The pond is especially lovely at this time of year with a good variety of bird life gearing up for spring. Excellent panoramic views were admired following a short steep climb up the Devil's Jumps - I hope everyone has forgiven me!


As the weather was good The National Trust café on the edge of the pond made a nice lunch stop.


 
 

Tuesday, 10 May 2016

Lovelace Bridges

Sunday 1st May


13 of us enjoyed a good walk through Sheepleas on a sunny 1st May. The scenery was lovely, with large areas of Bluebells to be admired by all, and of course the famous Lovelace Bridges. Some of us lunched at Gomshall Mill, and others at the cafe in Gomshall. Our thanks to Margo and John for leading this picturesque and interesting walk, and to Shirley for the photos.

Janet and Lynne


 
One Of The Surviving Bridges
 

 
Bluebells in Profusion
 

 
A Sunny Coffee-Break

Saturday, 30 April 2016

Spanish Walks From Port Du Soller.


Well, I'm sure you will be pleased to hear we had a very pleasant holiday in Mallorca. The weather was kind, with mostly sunny days and good walking temperatures, around 20 deg C. The facilities and food at the Hotel were up to the usual H.F. standard, and many of the buffet style meals had a distinct Spanish and local Mallorcan flavour.

The mountains and scenery were spectacular, with heights up to 3,600 feet to be climbed, and also descended back down to sea level.  Fortunately we started half way up on that climb, and the view from the top of that mountain was splendid, but the descent, down a route called "The Pilgrim Steps", contained at least 1800 steps, and nearly finished me off! Luckily the next day was our day off, and we went for a tram/train ride to Palma, and a gentle stroll around.

The terrain was in many ways similar to the previous trip to Parcent on the Spanish mainland 3 years ago. The local rock was limestone again, and the hillsides had been terraced everywhere you looked. There was an extensive network of trails linking the pretty local villages together, routed around the remote terraces.  However, some of the tracks were quite rough, with some steep drop-offs to add a touch of excitement. We had views of the sea at least some of the time, but if not, we had ancient gnarly olive trees to look at, punctuated by the sound of sheep dressed with cow bells.

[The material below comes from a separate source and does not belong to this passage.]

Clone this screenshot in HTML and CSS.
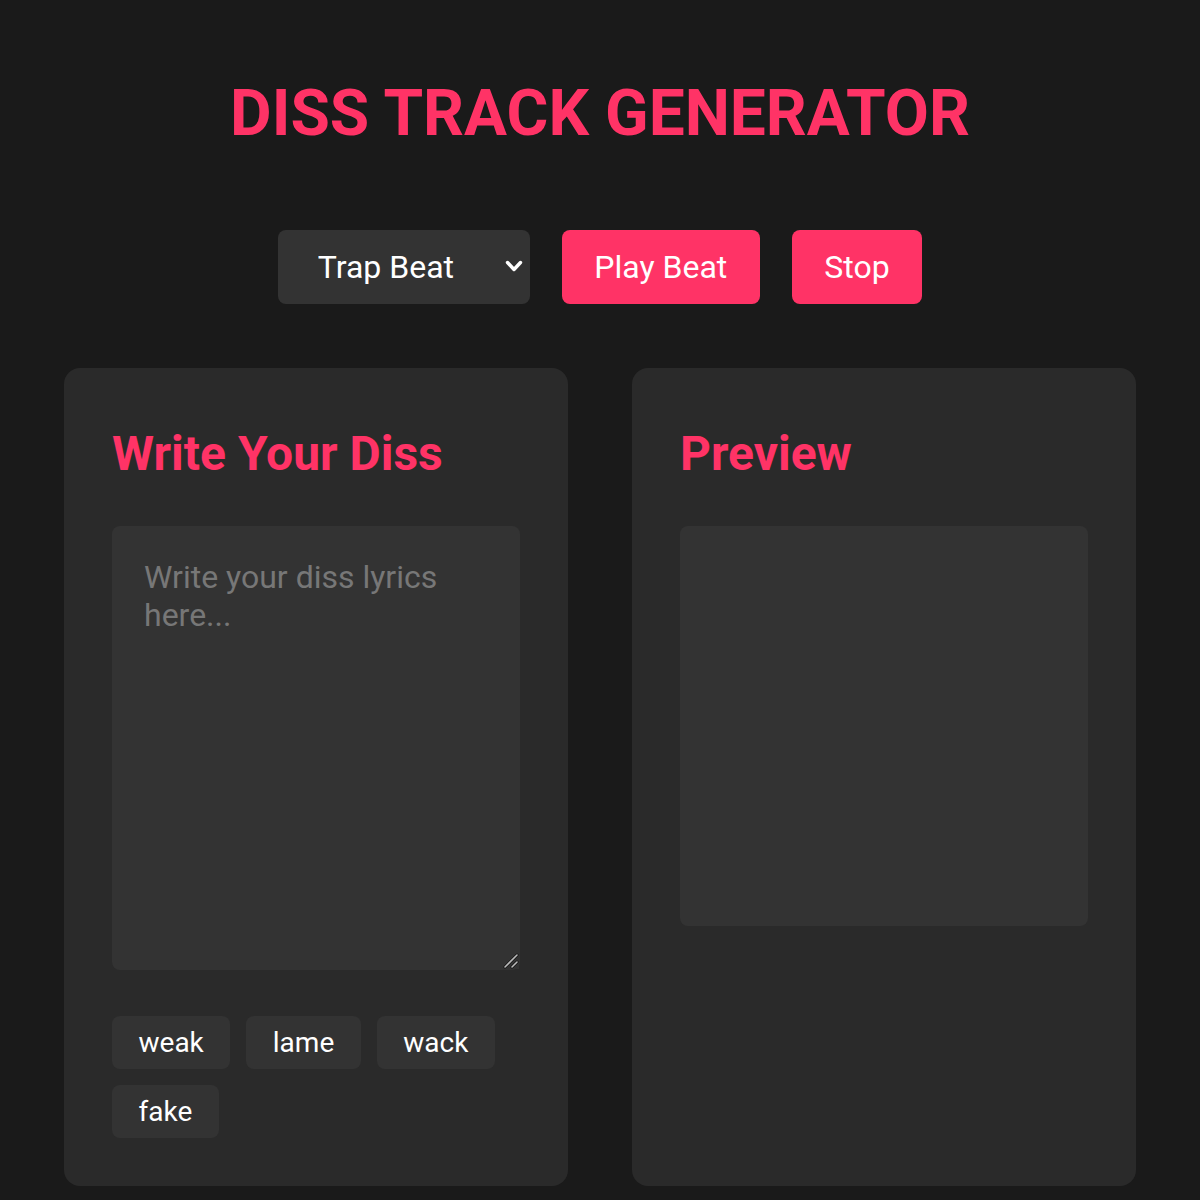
FILE: index.html
```html
<!DOCTYPE html>
<html lang="en">
<head>
    <meta charset="UTF-8">
    <meta name="viewport" content="width=device-width, initial-scale=1.0">
    <title>Diss Track Generator</title>
    <link rel="stylesheet" href="styles.css">
</head>
<body>
    <div class="app">
        <h1 class="title">DISS TRACK GENERATOR</h1>

        <div class="controls">
            <div class="select-wrap">
                <select id="beatSelect" class="beat-select">
                    <option value="trap">Trap Beat</option>
                    <option value="boom">Boom Bap</option>
                    <option value="drill">Drill Beat</option>
                </select>
                <svg class="chevron" viewBox="0 0 18 13" width="18" height="13">
                    <path d="M2.5 2.5l6.5 7 6.5-7" fill="none" stroke="#fff" stroke-width="3.4" stroke-linecap="round" stroke-linejoin="round"/>
                </svg>
            </div>
            <button class="btn" id="playBtn">Play Beat</button>
            <button class="btn" id="stopBtn">Stop</button>
        </div>

        <div class="panels">
            <div class="card">
                <h2>Write Your Diss</h2>
                <div class="lyrics-wrap">
                    <textarea id="lyrics" class="lyrics" placeholder="Write your diss lyrics here..."></textarea>
                    <svg class="grip" viewBox="0 0 16 16" width="16" height="16">
                        <path d="M2 14L14 2M9 14l5-5" stroke="#111" stroke-width="3" stroke-linecap="round"/>
                        <path d="M2 14L14 2M9 14l5-5" stroke="#bbb" stroke-width="1.6" stroke-linecap="round"/>
                    </svg>
                </div>
                <div class="tags">
                    <button class="tag">weak</button>
                    <button class="tag">lame</button>
                    <button class="tag">wack</button>
                    <button class="tag">fake</button>
                </div>
            </div>

            <div class="card">
                <h2>Preview</h2>
                <div id="preview" class="preview"></div>
            </div>
        </div>
    </div>

    <script>
        const lyrics = document.getElementById('lyrics');
        const preview = document.getElementById('preview');

        // Insert a word into the lyrics when a tag is clicked
        document.querySelectorAll('.tag').forEach(tag => {
            tag.addEventListener('click', () => {
                lyrics.value += (lyrics.value ? ' ' : '') + tag.textContent;
                updatePreview();
            });
        });

        lyrics.addEventListener('input', updatePreview);

        function updatePreview() {
            preview.textContent = lyrics.value;
        }
    </script>
</body>
</html>
```

FILE: styles.css
```css
* {
    box-sizing: border-box;
}

body {
    margin: 0;
    background: #1a1a1a;
    color: #fff;
    font-family: Roboto, "Liberation Sans", sans-serif;
}

.app {
    padding: 76px 64px 0;
}

.title {
    margin: 0;
    text-align: center;
    color: #ff3366;
    font-size: 64px;
    font-weight: 700;
    line-height: 75px;
}

.controls {
    display: flex;
    justify-content: center;
    gap: 32px;
    margin-top: 79px;
}

.select-wrap {
    position: relative;
}

.beat-select {
    appearance: none;
    -webkit-appearance: none;
    width: 252px;
    height: 74px;
    padding: 0 60px 0 40px;
    background: #333;
    color: #fff;
    border: none;
    border-radius: 8px;
    font-family: inherit;
    font-size: 32px;
}

.chevron {
    position: absolute;
    right: 7px;
    top: 30px;
    pointer-events: none;
}

.btn {
    height: 74px;
    padding: 0 32.5px;
    background: #ff3366;
    color: #fff;
    border: none;
    border-radius: 8px;
    font-family: inherit;
    font-size: 32px;
    cursor: pointer;
}

.panels {
    display: grid;
    grid-template-columns: 1fr 1fr;
    gap: 64px;
    margin-top: 64px;
}

.card {
    background: #2a2a2a;
    border-radius: 16px;
    padding: 48px;
}

.card h2 {
    margin: 9px 0 43px;
    color: #ff3366;
    font-size: 48px;
    font-weight: 700;
    line-height: 58px;
}

.lyrics-wrap {
    position: relative;
}

.lyrics {
    display: block;
    width: 100%;
    height: 444px;
    padding: 32px;
    background: #333;
    color: #fff;
    border: none;
    border-radius: 8px;
    font-family: inherit;
    font-size: 32px;
    line-height: 38px;
    resize: vertical;
}

.lyrics::placeholder {
    color: #777;
}

.grip {
    position: absolute;
    right: 1px;
    bottom: 1px;
    background: #333;
    pointer-events: none;
}

.tags {
    display: flex;
    flex-wrap: wrap;
    gap: 16px;
    margin-top: 46px;
}

.tag {
    height: 53px;
    padding: 0 26.5px;
    background: #333;
    color: #fff;
    border: none;
    border-radius: 8px;
    font-family: inherit;
    font-size: 28px;
    cursor: pointer;
}

.preview {
    height: 400px;
    background: #333;
    border-radius: 8px;
    padding: 32px;
    font-size: 32px;
    white-space: pre-wrap;
}
```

Here a few pictures, to give a bit more flavour:-

 
Lunch at the top of L'Offre (3600 ft), before the descent down the Pilgrim Steps.
 
 
 
The Pilgrim Steps, and Tony, beside a stream, currently dry.
 
 
 
Looking down over a least four zigs and zags of track on The Pilgrim Steps! 
 
 
 
Looking down over the bay at Deia, where they filmed some scenes in a restaurant for The Night Manager.
 
 
 
A brief rest for some of the SWSW gang.


 
A view of part of the track on  excellent walk along the coast, without too much up or down!
 

 
A sunny morning, strolling around Port Du Soller.


 
A view over the bay at Port Du Soller.



A typical view in one of the many villages we passed through.  All were tidy and neat, with a variety of bars and restaurants for passing travellers.

Sunday, 27 March 2016

Thames and Hampton Court Place grounds.

Walk Report for Sunday the 20 March


15 of us set out from the Molesey Cricket Ground car park in cool weather. Our route took us along the Thames past the Lock to Hampton Court. We were joined by 4,000 half marathon runners at Hampton Court going along the riverside to Kingston. So we had to be on our best behaviour for all the supporters!

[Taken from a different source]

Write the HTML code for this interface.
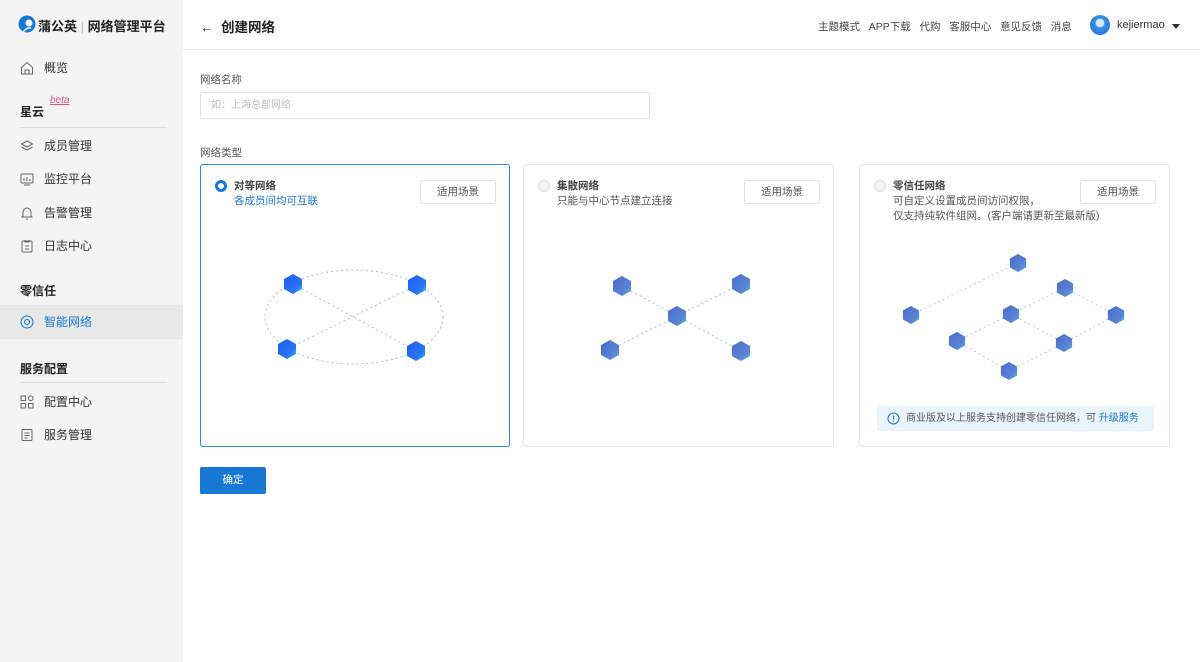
<!DOCTYPE html>
<html><head><meta charset="utf-8"><style>
*{margin:0;padding:0;box-sizing:border-box}
body{width:1200px;height:662px;overflow:hidden;font-family:"Liberation Sans","Noto Sans CJK SC",sans-serif;font-size:12px;color:#333;background:#fff;position:relative}
.side{position:absolute;left:0;top:0;width:183px;height:662px;background:#f4f4f4}
.abs{position:absolute;white-space:nowrap}
.item{position:absolute;left:0;width:183px;height:34px;line-height:34px;padding-left:44px;font-size:12px;color:#333}
.item svg{position:absolute;left:20px;top:10px}
.sec{position:absolute;left:20px;font-weight:bold;font-size:12px;color:#222}
.hr{position:absolute;left:20px;width:147px;height:1px;background:#ddd}
.card{position:absolute;top:164px;height:283px;border:1px solid #e6e6e6;border-radius:3px;background:#fff}
.btn{position:absolute;top:15px;right:13px;width:76px;height:24px;border:1px solid #e3e3e3;border-radius:2px;text-align:center;line-height:22px;font-size:10.5px;color:#555}
.radio{position:absolute;left:14px;top:15px;width:12px;height:12px;border-radius:50%;border:1px solid #ddd;background:#f3f3f3}
.t{position:absolute;left:33px;top:13px;font-weight:bold;font-size:10.5px;color:#444}
.d{position:absolute;left:33px;top:29px;font-size:10.5px;color:#555;line-height:15px}
</style></head><body>
<div class="side">
 <svg class="abs" style="left:18px;top:15px" width="18" height="18" viewBox="0 0 18 18"><circle cx="9" cy="9" r="8.5" fill="#1677d4"/><circle cx="11" cy="8" r="3.5" fill="#fff"/><path d="M5 17 Q9 12 13 13" stroke="#fff" stroke-width="1.5" fill="none"/></svg>
 <div class="abs" style="left:38px;top:16px;font-size:13px;font-weight:bold;color:#222">蒲公英 <span style="color:#bbb;font-weight:normal">|</span> 网络管理平台</div>
 <div class="item" style="top:51px"><svg width="14" height="14" viewBox="0 0 14 14" fill="none" stroke="#666"><path d="M1.5 6.5L7 1.5l5.5 5V13h-11z M5 13V9h4v4"/></svg>概览</div>
 <div class="sec" style="top:103px">星云</div><div class="abs" style="left:50px;top:95px;font-size:10px;color:#e0507a;font-style:italic;text-decoration:underline">beta</div>
 <div class="hr" style="top:127px"></div>
 <div class="item" style="top:129px"><svg width="14" height="14" viewBox="0 0 14 14" fill="none" stroke="#666"><path d="M7 2l5.5 3L7 8 1.5 5z M1.5 8L7 11l5.5-3"/></svg>成员管理</div>
 <div class="item" style="top:162px"><svg width="14" height="14" viewBox="0 0 14 14" fill="none" stroke="#666"><rect x="1" y="2" width="12" height="9" rx="1"/><path d="M4 9V6M7 9V5M10 9V7M4 13h6"/></svg>监控平台</div>
 <div class="item" style="top:196px"><svg width="14" height="14" viewBox="0 0 14 14" fill="none" stroke="#666"><path d="M3 10V6a4 4 0 018 0v4l1 1H2z M6 13h2"/></svg>告警管理</div>
 <div class="item" style="top:229px"><svg width="14" height="14" viewBox="0 0 14 14" fill="none" stroke="#666"><rect x="2" y="2" width="10" height="11" rx="1"/><path d="M5 1v2h4V1M5 7h4M5 10h4"/></svg>日志中心</div>
 <div class="sec" style="top:282px">零信任</div>
 <div class="item" style="top:305px;background:#e8e8e8;color:#1677d4"><svg width="14" height="14" viewBox="0 0 14 14" fill="none" stroke="#1677d4"><circle cx="7" cy="7" r="6"/><circle cx="7" cy="7" r="2.5"/></svg>智能网络</div>
 <div class="sec" style="top:360px">服务配置</div>
 <div class="hr" style="top:382px"></div>
 <div class="item" style="top:385px"><svg width="14" height="14" viewBox="0 0 14 14" fill="none" stroke="#666"><rect x="1" y="1" width="4.5" height="4.5"/><rect x="8.5" y="1" width="4.5" height="4.5" rx="2"/><rect x="1" y="8.5" width="4.5" height="4.5"/><rect x="8.5" y="8.5" width="4.5" height="4.5"/></svg>配置中心</div>
 <div class="item" style="top:418px"><svg width="14" height="14" viewBox="0 0 14 14" fill="none" stroke="#666"><rect x="2" y="1.5" width="10" height="11" rx="1"/><path d="M4.5 5h5M4.5 7.5h5M4.5 10h3"/></svg>服务管理</div>
</div>
<div class="abs" style="left:183px;top:49px;width:1017px;height:1px;background:#e8e8e8"></div>
<div class="abs" style="left:200px;top:16px;font-size:13.5px;font-weight:bold;color:#222">←&nbsp; 创建网络</div>
<div class="abs" style="left:818px;top:19px;font-size:10.5px;color:#444">主题模式&nbsp;&nbsp; APP下载&nbsp;&nbsp; 代购&nbsp;&nbsp; 客服中心&nbsp;&nbsp; 意见反馈&nbsp;&nbsp; 消息</div>
<div class="abs" style="left:1090px;top:15px;width:20px;height:20px;border-radius:50%;background:radial-gradient(circle at 50% 40%,#cfe6ff 0,#cfe6ff 25%,#3a8ee6 30%,#1e6fd1 100%)"></div>
<div class="abs" style="left:1117px;top:19px;font-size:11px;color:#333">kejiermao</div>
<div class="abs" style="left:1172px;top:24px;width:0;height:0;border-left:4px solid transparent;border-right:4px solid transparent;border-top:5px solid #333"></div>

<div class="abs" style="left:200px;top:72px;font-size:10.5px;color:#555">网络名称</div>
<div class="abs" style="left:200px;top:92px;width:450px;height:27px;border:1px solid #e3e3e3;border-radius:2px;padding-left:10px;line-height:25px;font-size:10px;color:#bbb">如：上海总部网络</div>
<div class="abs" style="left:200px;top:145px;font-size:10.5px;color:#555">网络类型</div>

<div class="card" style="left:200px;width:310px;border-color:#3b8ad8">
 <div class="radio" style="border:3.5px solid #1677d4;background:#fff"></div>
 <div class="t">对等网络</div><div class="d" style="color:#1677d4">各成员间均可互联</div><div class="btn">适用场景</div></div>
<div class="card" style="left:523px;width:311px">
 <div class="radio"></div><div class="t">集散网络</div><div class="d">只能与中心节点建立连接</div><div class="btn">适用场景</div></div>
<div class="card" style="left:859px;width:311px">
 <div class="radio"></div><div class="t">零信任网络</div><div class="d">可自定义设置成员间访问权限，<br>仅支持纯软件组网。(客户端请更新至最新版)</div><div class="btn">适用场景</div>
 <div class="abs" style="left:17px;top:241px;width:277px;height:25px;background:#eaf4fd;border-radius:2px;line-height:25px;padding-left:29px;font-size:10px;color:#555">商业版及以上服务支持创建零信任网络，可 <span style="color:#1677d4">升级服务</span></div>
 <svg class="abs" style="left:27px;top:247px" width="13" height="13" viewBox="0 0 13 13"><circle cx="6.5" cy="6.5" r="5.5" fill="none" stroke="#1677d4"/><path d="M6.5 3.5v4M6.5 8.8v1" stroke="#1677d4"/></svg>
</div>
<div class="abs" style="left:200px;top:467px;width:66px;height:27px;background:#1677d4;border-radius:2px;color:#fff;font-size:10.5px;text-align:center;line-height:27px">确定</div>

<svg class="abs" style="left:0;top:0" width="1200" height="662">
<defs>
<linearGradient id="g1" x1="0" y1="0" x2="1" y2="1"><stop offset="0" stop-color="#1a5ef0"/><stop offset="0.7" stop-color="#2a74f5"/><stop offset="1" stop-color="#2ad7f0"/></linearGradient>
<linearGradient id="g2" x1="0" y1="0" x2="1" y2="1"><stop offset="0" stop-color="#4a6bc8"/><stop offset="0.7" stop-color="#5a84d6"/><stop offset="1" stop-color="#4fc7c8"/></linearGradient>
<symbol id="c" viewBox="-10 -11 20 22"><path d="M0-10L9-5V5L0 10-9 5V-5z"/></symbol>
</defs>
<g fill="none" stroke="#a9bce6" stroke-dasharray="2 3" stroke-width="1">
<ellipse cx="354" cy="317" rx="89" ry="47"/>
<path d="M293 284L416 351M417 285L287 349"/>
<path d="M622 286L677 316L741 284M610 350L677 316L741 351"/>
<path d="M911 315L1018 263M957 341L1011 314L1065 288L1116 315M1011 314L1064 343M957 341L1009 371L1064 343L1116 315" stroke="#c4c8d8"/>
</g>
<g fill="url(#g1)">
<use href="#c" x="283" y="273" width="20" height="22"/><use href="#c" x="407" y="274" width="20" height="22"/>
<use href="#c" x="277" y="338" width="20" height="22"/><use href="#c" x="406" y="340" width="20" height="22"/>
</g>
<g fill="url(#g2)">
<use href="#c" x="612" y="275" width="20" height="22"/><use href="#c" x="731" y="273" width="20" height="22"/><use href="#c" x="667" y="305" width="20" height="22"/><use href="#c" x="600" y="339" width="20" height="22"/><use href="#c" x="731" y="340" width="20" height="22"/>
<use href="#c" x="1009" y="253" width="18" height="20"/><use href="#c" x="1056" y="278" width="18" height="20"/><use href="#c" x="902" y="305" width="18" height="20"/><use href="#c" x="1002" y="304" width="18" height="20"/><use href="#c" x="1107" y="305" width="18" height="20"/><use href="#c" x="948" y="331" width="18" height="20"/><use href="#c" x="1055" y="333" width="18" height="20"/><use href="#c" x="1000" y="361" width="18" height="20"/>
</g>
</svg>
</body></html>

Arriving at Kingston Bridge we were serenaded by a Rock Choir (although in truth it was for the runners not us). We headed back through Home Park in peace and quiet arriving at the now locked gates in to the Palace Grounds. Apparently this earlier than scheduled summer closure (to now be permanent) is a major irritation for the local park users. However we easily overcame this obstacle by going out of the side gate and back in to the Grounds by the ornate gates. The display of spring flowers in the grounds was appreciated by all before we arrived at the Bridge. From there various parties split off in search of lunch, the Cricket Ground Cafe being a favourite. The walk of 5.5 miles took us about 2 1/2 hours.

Sunday, 13 March 2016

Shamley Green

Walk Report 6th March


With the weather set fair 14 of us started from picturesque Shamley Green heading out of the village to join the Greensands Way. We followed this for some distance before branching off along Downs Link which follows the course of an old railway.
 
We later trekked across country passing a number of ancient and delightful cottages and farmsteads, taking in great views of the distant hills then skirting the Wintershall Estate before returning to our start point by way of Birtley House. We were a month or so too soon for the bluebells, although the eagle eyed botanists amongst us managed to spot one or two early specimens.
 
Unusually for Surrey we encountered only one small hill and surprisingly little mud on our route. As it was Mother’s Day the local pubs were likely to be too busy to accommodate us all for lunch, but three of us enjoyed excellent light lunches at The Snooty Fox Cafe in Shalford to round off a very pleasant morning.